Truck driver shortage initiative welcomed

3 MinutesBy NZ Trucking magazineJune 23, 2017

The Bay of Connections Freight Logistics Action Group (FLAG) has welcomed a government and industry initiative to help attract and train new truck drivers.

FLAG says 32% of the nation‘s freight travels on roads in the Bay of Plenty and Waikato and they hope the government-led Sector Workforce Engagement Programme (SWEP) will help attract 1000 more drivers into the industry nationwide.

FLAG chairman John Galbraith says many businesses are struggling to find skilled drivers as the existing workforce ages.

“The problem won‘t go away and it‘s something we must address quickly as an industry,” he says.

GBC Winstone national transport sales manager Jon Reid says the biggest issue faced when recruiting is the shortage of skilled and capable drivers.

“The hours required and the wages on offer also means there are difficulties attracting young people to an industry that is not looked upon favourably as a career path,” he says.
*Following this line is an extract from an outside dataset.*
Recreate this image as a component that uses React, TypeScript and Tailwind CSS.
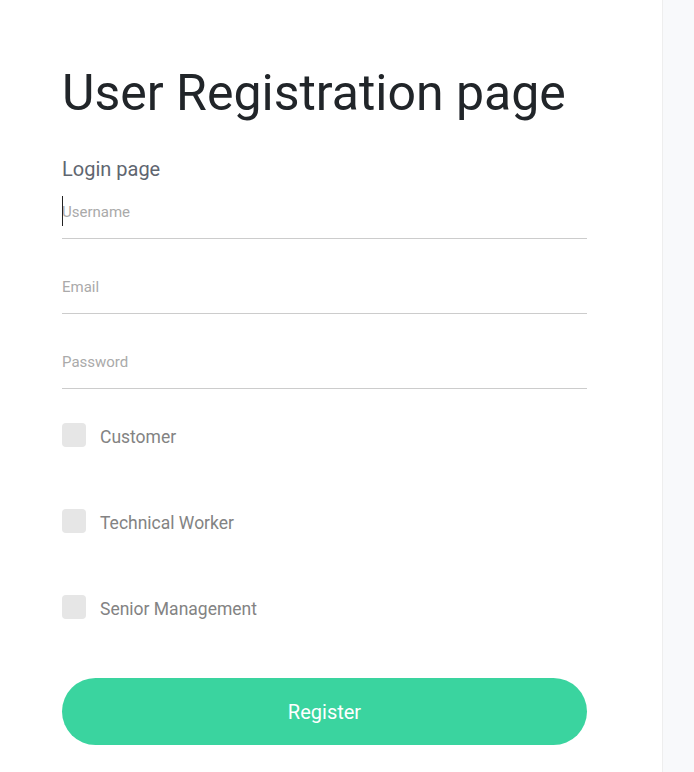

SWEP director of Career Pathways Steve Divers says since 2013 the industry has lost 3000 drivers and needs 1000 more on top of those being trained each year to replace drivers who have been lost.

“We currently train 1800 drivers a year but students need to know there is a career path and what that path looks like,” Divers says.

Toi Ohomai Institute of Technology (formerly BOP Polytechnic) offers a Certificate in Road Transport Level 3, and its Logistics Training Centre has trained more than 600 drivers since 2002.

Dean Colville, group leader of the training centre, says the biggest barrier is the current driver licensing laws – students are 18-and-half by the time they get their full car licence and then have to wait a further six months before they do the course and can get their class 2 licence.

Divers agrees this is a problem, with less than 9% of those aged 20 to 34 passing their full class licence in 2016.

“We need to produce more class 2 licences and we also need the freight and truck industry to support those drivers in further training so they can obtain their class 4 and 5 licences.”